The bolt-on acquisitions are expected to add 1 per cent to the group’s earnings per share. The analysts reckon the group has the capacity to spend about £290 million a year by the end of 2028 on more purchases – after allocating money for dividends and buy-backs.
Murphy said in late 2024 – as he unveiled plans to narrow DCC’s focus to energy after five decades of investing in a range of sectors – that he expected returning surplus cash arising from asset sales to shareholders.
But what if DCC abandoned is plans to use money from a sale of its remaining tech unit on buying back shares – which would almost certainly drive it out of the FTSE 100 – and doubled down, instead, on M&A in energy?
The Goodbody analysts have done the maths.
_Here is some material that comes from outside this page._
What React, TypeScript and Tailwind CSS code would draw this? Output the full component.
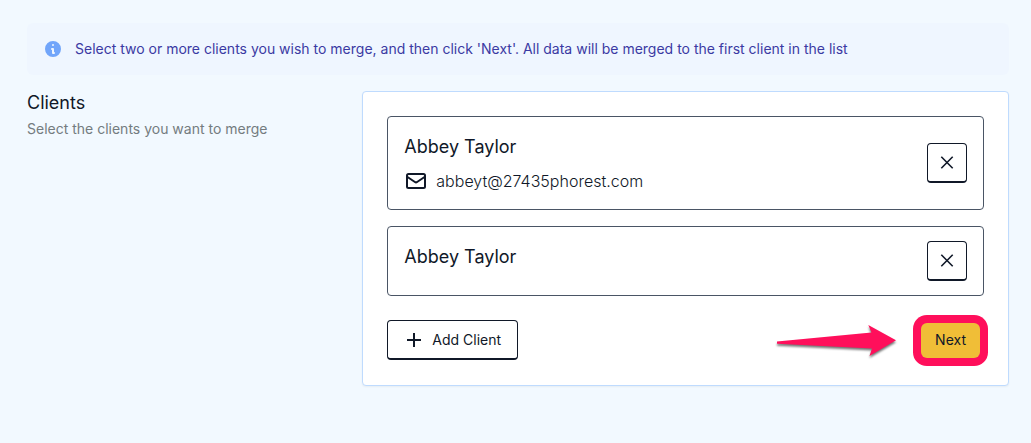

They reckon DCC could easily spend a further £300 million a year on energy deals over the medium term with the expected £650 million total proceeds from the sale of the tech assets and a distribution centre in England – and the help of a bit of debt leverage.
The current expected proceeds from the tech division are well below estimates of more than £1 billion that some investment houses, including Deutsche Numis, had initially put on the division.
The group sold a small part of the business – its information technology distribution business in Ireland and Britain – to German-based private equity group Aurelius in November in a deal worth £100 million.
It has racked up tens of millions of pounds of impairment and restructuring charges elsewhere in the division in the past year to try to pretty it up for sale.
The Goodbody analysts estimate that reinvesting cash from offloading the tech unit could see DCC’s underlying earnings per share surging by 33 per cent by 2029. By contrast, earnings would only rise by about 12 per cent through organic growth or 23 per cent if M&A is not turbocharged.
A strong signal of ambition from Murphy that the tech money will be used for real earnings per share opportunities – rather than reducing shares through another buyback – could trigger a re-rating in the stock, observers say, and snuff out FTSE 100 relegation speculation.
He has a chance to lay down that marker in the next fortnight when DCC issues its next trading update. Will he take it?